La corrupción es un problema que aqueja a buena parte de la población. Aunque pareciera que la ciudadanía se queja más de la corrupción cuando la situación económica es complicada, lo cierto es que siempre, en mayor o menor medida, los ciudadanos de a pie la percibieron como un flagelo al que es necesario, pero muy difícil, combatir.
Curiosamente, en algunos contextos académicos, y más precisamente en determinados subgrupos influyentes relacionados con las ciencias sociales, enfatizar reiteradamente la corrupción no está del todo bien visto. La idea es que quienes señalan la corrupción gubernamental hacen un análisis muy simplista y no entienden la complejidad de los fenómenos políticos. No son lo suficientemente sofisticados como para entender que en algún nivel la política siempre estuvo y estará corrompida, y se pierden fenómenos políticos que incluyen cuestiones más interesantes que necesitan ser analizadas en profundidad, como la justicia social y la ampliación de derechos. Quienes viven marcando la corrupción son ingenuos; no comprenden qué es la realpolitik. Un verdadero experto en temas políticos ya no se preocupa por eso. Lo considera, por supuesto, algo malo, pero no pierde demasiado tiempo en esos juicios de valor; se dedica a temas más complejos.
No es mi intención aquí cuestionar la honestidad intelectual de quienes tienen esta forma de encarar los temas políticos. De hecho, tal vez haya algo de cierto en algunas de las premisas de las que parten. Mi preocupación aquí es respecto de la utilización de esta lógica de razonamiento para arribar a conclusiones normativas sobre qué razones son relevantes para apoyar o no un proyecto político. Es lo que aquí llamaré la “falacia académica”.

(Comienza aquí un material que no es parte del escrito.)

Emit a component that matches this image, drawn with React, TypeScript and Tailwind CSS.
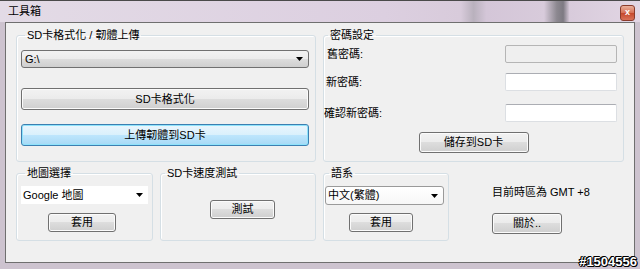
import React from 'react';

const font = { fontFamily: '"Liberation Sans", "Noto Sans CJK TC", sans-serif' };

function GroupBox({ title, className, children }: { title: string; className: string; children?: React.ReactNode }) {
    return (
        <fieldset className={`border border-[#d5dfe5] rounded-[3px] shadow-[inset_1px_1px_0_#ffffff] ${className}`}>
            <legend className="ml-[4px] px-[2px] text-[11px] leading-[14px] text-black">{title}</legend>
            {children}
        </fieldset>
    );
}

function Button({ label, className, focused }: { label: string; className: string; focused?: boolean }) {
    const skin = focused
        ? 'border-[#3c7fb1] bg-[linear-gradient(#eaf6fd_0%,#d9f0fc_50%,#bee6fd_50%,#a7d9f5_100%)] shadow-[inset_0_0_0_1px_#8fe3fb]'
        : 'border-[#707070] bg-[linear-gradient(#f2f2f2_0%,#ebebeb_50%,#dddddd_50%,#cfcfcf_100%)] shadow-[inset_0_0_0_1px_#fbfbfb]';
    return (
        <div className={`flex items-center justify-center border rounded-[3px] text-[11px] leading-none text-black ${skin} ${className}`}>
            {label}
        </div>
    );
}

function Arrow() {
    return (
        <svg width="7" height="4" viewBox="0 0 7 4" className="shrink-0">
            <path d="M0 0h7L3.5 4z" fill="#000" />
        </svg>
    );
}

function Select({ value, className, variant }: { value: string; className: string; variant: 'button' | 'white' | 'border' }) {
    const skin =
        variant === 'button'
            ? 'border border-[#707070] rounded-[3px] bg-[linear-gradient(#f2f2f2_0%,#ebebeb_50%,#dddddd_50%,#cfcfcf_100%)]'
            : variant === 'border'
            ? 'border border-[#9a9a9a] rounded-[3px] bg-[linear-gradient(#ffffff_0%,#f7f7f7_100%)]'
            : 'bg-white';
    return (
        <div className={`flex items-center justify-between pl-[2px] pr-[5px] text-[11px] leading-none text-black ${skin} ${className}`}>
            <span>{value}</span>
            <Arrow />
        </div>
    );
}

function TextBox({ disabled, className }: { disabled?: boolean; className: string }) {
    return (
        <div
            className={`border rounded-[2px] ${disabled ? 'bg-[#efefef] border-[#b5b5b5]' : 'bg-white border-[#dcdfe3] border-t-[#abadb3]'} ${className}`}
        />
    );
}

export default function App() {
    return (
        <div className="relative w-[640px] h-[269px] flex flex-col bg-[#cdc3cf] border-t border-[#4a4a4a]" style={font}>
            {/* Title bar */}
            <div className="h-[21px] flex items-center justify-between pl-[8px] pr-[5px] bg-[linear-gradient(90deg,#e3dbe6_0%,#dccfe0_60%,#d8cbdb_72%,#b9b1bd_74%,#d4c6d8_76%,#d8cbdb_85%,#8c8890_87%,#7d7a82_88%,#d8cbdb_89%,#e2d6e4_100%)]">
                <span className="text-[11px] leading-none text-black">工具箱</span>
                <div className="w-[15px] h-[16px] mt-[2px] rounded-[3px] border border-[#8a3b2b] bg-[linear-gradient(#eab09c_0%,#d66f55_50%,#c5482c_51%,#d97158_100%)] flex items-center justify-center text-white text-[9px] leading-none font-bold">
                    x
                </div>
            </div>

            {/* Client area */}
            <div className="flex-1 mx-[5px] mb-[6px] border border-[#6f6f6f] bg-[#f0f0f0] pl-[10px] pt-[5px] flex flex-col gap-[4px]">
                {/* Top row */}
                <div className="flex gap-[7px]">
                    <GroupBox title="SD卡格式化 / 韌體上傳" className="w-[300px] h-[134px] pl-[4px] pr-[6px]">
                        <Select value="G:\" variant="button" className="mt-[8px] h-[18px] pl-[3px]" />
                        <Button label="SD卡格式化" className="mt-[20px] h-[22px]" />
                        <Button label="上傳韌體到SD卡" focused className="mt-[14px] h-[22px]" />
                    </GroupBox>

                    <GroupBox title="密碼設定" className="w-[301px] h-[134px] pr-[6px]">
                        <div className="mt-[3px] flex items-center justify-between pl-[3px]">
                            <span className="text-[11px] leading-none text-black">舊密碼:</span>
                            <TextBox disabled className="w-[112px] h-[18px]" />
                        </div>
                        <div className="mt-[10px] flex items-center justify-between pl-[2px]">
                            <span className="text-[11px] leading-none text-black">新密碼:</span>
                            <TextBox className="w-[112px] h-[18px]" />
                        </div>
                        <div className="mt-[13px] flex items-center justify-between pl-0">
                            <span className="text-[11px] leading-none text-black">確認新密碼:</span>
                            <TextBox className="w-[112px] h-[18px]" />
                        </div>
                        <div className="mt-[10px] flex justify-center pl-[6px]">
                            <Button label="儲存到SD卡" className="w-[110px] h-[21px]" />
                        </div>
                    </GroupBox>
                </div>

                {/* Bottom row */}
                <div className="flex gap-[7px]">
                    <GroupBox title="地圖選擇" className="w-[137px] h-[75px] pl-[4px] pr-[4px]">
                        <Select value="Google 地圖" variant="white" className="mt-[6px] h-[18px]" />
                        <Button label="套用" className="mt-[9px] ml-[27px] w-[68px] h-[19px]" />
                    </GroupBox>

                    <GroupBox title="SD卡速度測試" className="w-[156px] h-[75px]">
                        <Button label="測試" className="mt-[20px] ml-[49px] w-[65px] h-[19px]" />
                    </GroupBox>

                    <GroupBox title="語系" className="w-[126px] h-[75px] pl-[1px]">
                        <Select value="中文(繁體)" variant="border" className="mt-[6px] w-[119px] h-[19px]" />
                        <Button label="套用" className="mt-[8px] ml-[24px] w-[64px] h-[19px]" />
                    </GroupBox>

                    <div className="flex-1 flex flex-col pl-[36px] pt-[19px]">
                        <span className="text-[11px] leading-[14px] text-black">目前時區為 GMT +8</span>
                        <Button label="關於.." className="mt-[14px] w-[70px] h-[21px]" />
                    </div>
                </div>
            </div>

            {/* Watermark over the window frame */}
            <span className="absolute right-[3px] bottom-[1px] text-[13px] leading-none font-bold text-white [text-shadow:1px_0_0_#000,-1px_0_0_#000,0_1px_0_#000,0_-1px_0_#000,1px_1px_0_#000,-1px_-1px_0_#000]">
                #1504556
            </span>
        </div>
    );
}
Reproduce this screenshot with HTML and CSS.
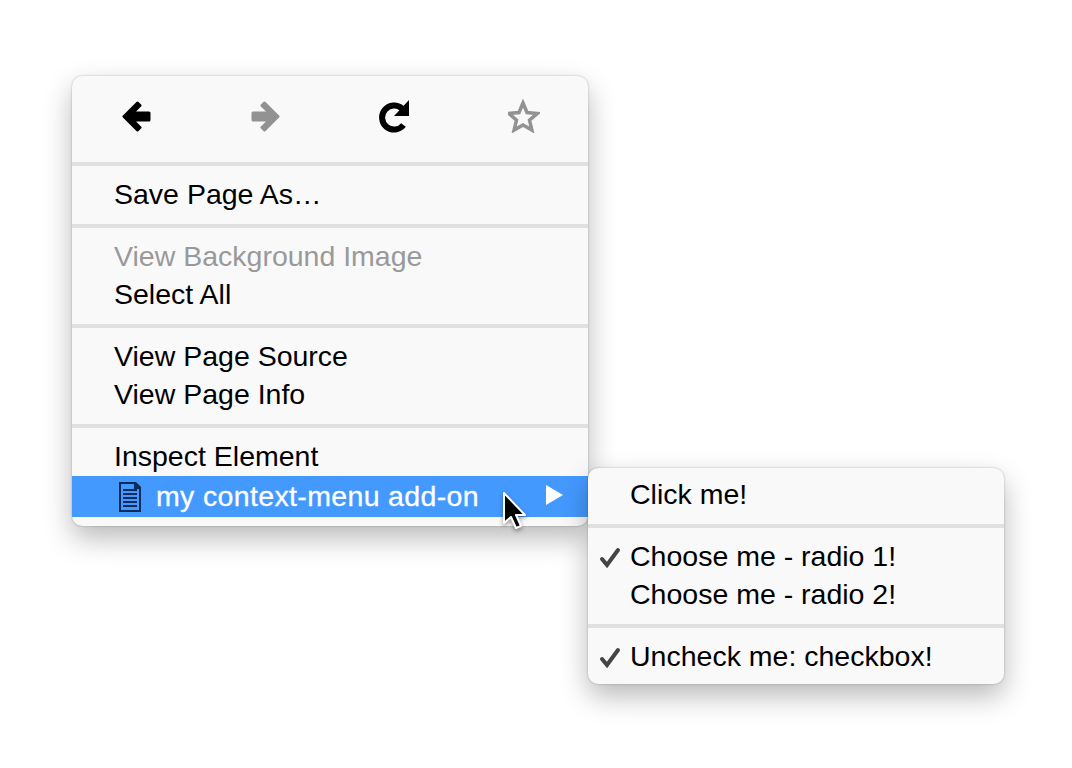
FILE: index.html
```html
<!DOCTYPE html>
<html>
	<head>
		<meta charset="utf-8" />
		<title>Context menu</title>
		<link rel="stylesheet" href="styles.css">
	</head>
	<body>
		<div class="menu main-menu">
			<div class="toolbar">
				<span class="tool">
					<svg width="30" height="34" viewBox="0 0 30 34"><path class="black" d="M2 17.500 15.500 4 18 6.500 10.500 14H27v7H10.500L18 28.500 15.500 31z"/></svg>
				</span>
				<span class="tool">
					<svg width="30" height="34" viewBox="0 0 30 34"><path class="gray" d="M27 17.500 13.500 4 11 6.500 18.500 14H2v7h16.500L11 28.500 13.500 31z"/></svg>
				</span>
				<span class="tool">
					<svg width="31" height="34" viewBox="0 0 31 34">
						<path class="ring" d="M24.500 26A12 12 0 1 1 23 9.500"/>
						<path class="tip" d="M30 1v16H15z"/>
					</svg>
				</span>
				<span class="tool">
					<svg width="32" height="34" viewBox="0 0 32 34"><path class="star" d="M15 4l4 9.500 10.300.900-7.800 6.700 2.400 10L15 26l-8.900 5.100 2.400-10-7.800-6.700L11 13.500z"/></svg>
				</span>
			</div>
			<div class="group">
				<div class="item">Save Page As…</div>
			</div>
			<div class="group">
				<div class="item disabled">View Background Image</div>
				<div class="item">Select All</div>
			</div>
			<div class="group">
				<div class="item">View Page Source</div>
				<div class="item">View Page Info</div>
			</div>
			<div class="group last">
				<div class="item">Inspect Element</div>
				<div class="item active">
					<svg class="doc" width="24" height="32" viewBox="0 0 24 32">
						<path class="doc-page" d="M2 2h15l5 5v23H2z"/>
						<path class="doc-fold" d="M16 1h2l5 5v2h-7z"/>
						<path class="doc-lines" d="M5 9h14M5 13h14M5 17h14M5 21h14M5 25h14"/>
					</svg>
					<span class="active-label">my context-menu add-on</span>
					<span class="arrow"></span>
				</div>
			</div>

			<svg class="cursor" width="30" height="42" viewBox="0 0 30 42">
				<path d="M3 2v30l7-6 5 11 5-2-5-11h9z"/>
			</svg>

			<div class="menu sub-menu">
				<div class="group first">
					<div class="item">Click me!</div>
				</div>
				<div class="group">
					<div class="item">
						<svg class="check" width="24" height="26" viewBox="0 0 24 26"><path d="M5 14l5 6L21 5"/></svg>
						Choose me - radio 1!
					</div>
					<div class="item">Choose me - radio 2!</div>
				</div>
				<div class="group last">
					<div class="item">
						<svg class="check" width="24" height="26" viewBox="0 0 24 26"><path d="M5 14l5 6L21 5"/></svg>
						Uncheck me: checkbox!
					</div>
				</div>
			</div>
		</div>
	</body>
</html>
```

FILE: styles.css
```css
html,body{
	height: 768px;
}
body{
	box-sizing: border-box;
	margin: 0;
	padding: 76px 0 0 72px;
	background-color: white;
	font-family: "Liberation Sans", Arial, sans-serif;
	font-size: 28.500px;
	color: #000;
}
.menu{
	background-color: #f9f9f9;
	border-radius: 10px;
	box-shadow: 0 0 2px rgba(0,0,0,.3), 0 12px 28px rgba(0,0,0,.28);
}
.main-menu{
	position: relative;
	width: 516px;
	height: 450px;
}
.toolbar{
	display: grid;
	grid-template-columns: repeat(4, 1fr);
	height: 86px;
	border-bottom: 4px solid #e0e0e0;
}
.tool{
	display: flex;
	justify-content: center;
	padding-top: 23px;
}
.tool svg{
	display: block;
}
.black{
	fill: #000;
	stroke: #000;
	stroke-width: 3;
	stroke-linejoin: round;
}
.gray{
	fill: #929292;
	stroke: #929292;
	stroke-width: 3;
	stroke-linejoin: round;
}
.ring{
	fill: none;
	stroke: #000;
	stroke-width: 6;
}
.tip{
	fill: #000;
}
.star{
	fill: none;
	stroke: #929292;
	stroke-width: 3.500;
	stroke-linejoin: miter;
}
.group{
	padding: 10px 0;
	border-bottom: 4px solid #e0e0e0;
}
.group.first{
	padding-top: 8px;
}
.group.last{
	padding-bottom: 0;
	border-bottom: 0;
}
.item{
	position: relative;
	padding-left: 42px;
	line-height: 36px;
	height: 38px;
	white-space: nowrap;
}
.disabled{
	color: #999;
}
.active{
	display: flex;
	align-items: center;
	height: 41px;
	padding-left: 46px;
	background-color: #4499ff;
	color: white;
}
.active-label{
	margin-left: 14px;
	margin-bottom: 2px;
	letter-spacing: .35px;
	-webkit-text-stroke: .3px white;
}
.doc{
	flex: none;
	margin-top: 1px;
}
.doc-page{
	fill: none;
	stroke: #0c2b5c;
	stroke-width: 2;
}
.doc-fold{
	fill: #0c2b5c;
}
.doc-lines{
	stroke: #0c2b5c;
	stroke-width: 2;
	fill: none;
}
.arrow{
	position: absolute;
	left: 474px;
	top: 9px;
	border-left: 17px solid white;
	border-top: 10px solid transparent;
	border-bottom: 10px solid transparent;
}
.cursor{
	position: absolute;
	z-index: 1;
	left: 429px;
	top: 415px;
	filter: drop-shadow(0 2px 2px rgba(0,0,0,.4));
}
.cursor path{
	fill: #000;
	stroke: white;
	stroke-width: 2;
	stroke-linejoin: round;
}
.sub-menu{
	position: absolute;
	left: 516px;
	top: 392px;
	width: 416px;
	height: 216px;
}
.check{
	position: absolute;
	left: 9px;
	top: 7px;
}
.check path{
	fill: none;
	stroke: #444;
	stroke-width: 4;
	stroke-linecap: round;
}
```
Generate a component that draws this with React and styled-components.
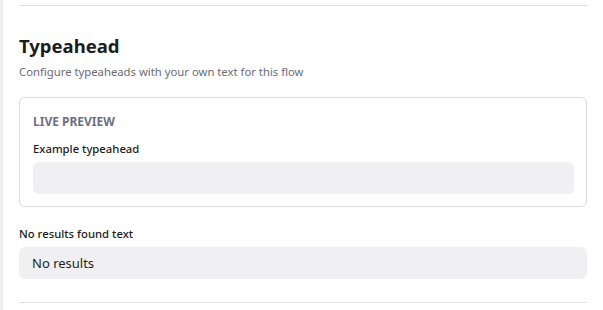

Muchos periodistas, militantes, artistas y otras personalidades incurren en la falacia académica al omitir la corrupción gubernamental a la hora de evaluar la calidad de una gestión. Usando una serie de razones poco claras, como que la corrupción “siempre estuvo” o que “es imposible gobernar sin corrupción”, son capaces de omitir hasta los hechos más graves con el pretexto de que “hay que mirar cuestiones más complejas y no ser tan simplista”. Usan aquella lógica de razonamiento para sugerir con sutileza, pero falazmente, que cuán corrupto sea un gobierno no es tan relevante a la hora de decidir si apoyarlo o no, porque lo que importa es la “ideología”. Es la falacia académica, porque importan una lógica propia de algunos académicos, junto con su vocabulario elegante, para omitir o justificar hechos gravísimos, o en el mejor de los casos quitarles la importancia que merecen. Es una falacia que tuvo su clímax de presencia durante el kirchnerismo.
Lo cierto es que, aunque haya ideologías políticas más propensas que otras a desencadenar en hechos de corrupción, ninguna ideología la contempla por definición. Por lo tanto, un gobierno con corrupción profunda y estructural es amorfo en cuanto a ideología; no la tiene ni le preocupa. No es de derecha ni de izquierda. Se encuentra en un espacio vacío, más parecido a una asociación ilícita en el derecho penal que a cualquier ideología que podamos leer en los libros. Es posible que el gobierno kirchnerista sea el que más haya privatizado, por los miles de millones de pesos que, según se sospecha, eran para fines públicos y habrían sido usados para fines privados. Aunque también se lo puede ver como gravísimas violaciones al derecho de propiedad de los ciudadanos sobre el fruto de su trabajo. Cualquier ideología, socialista o liberal, lo rechazaría. Si aquello se comprueba, no habrá ideología que pueda prestarles apoyo teórico sin desmoronarse al instante.
Condenar sistemáticamente la corrupción no es, como muchos creen, propio de una persona ingenua sin ideología. Sí lo es, en cambio, abrazar a un gobierno profundamente corrupto.
*Profesor, Escuela de Derecho, UTDT.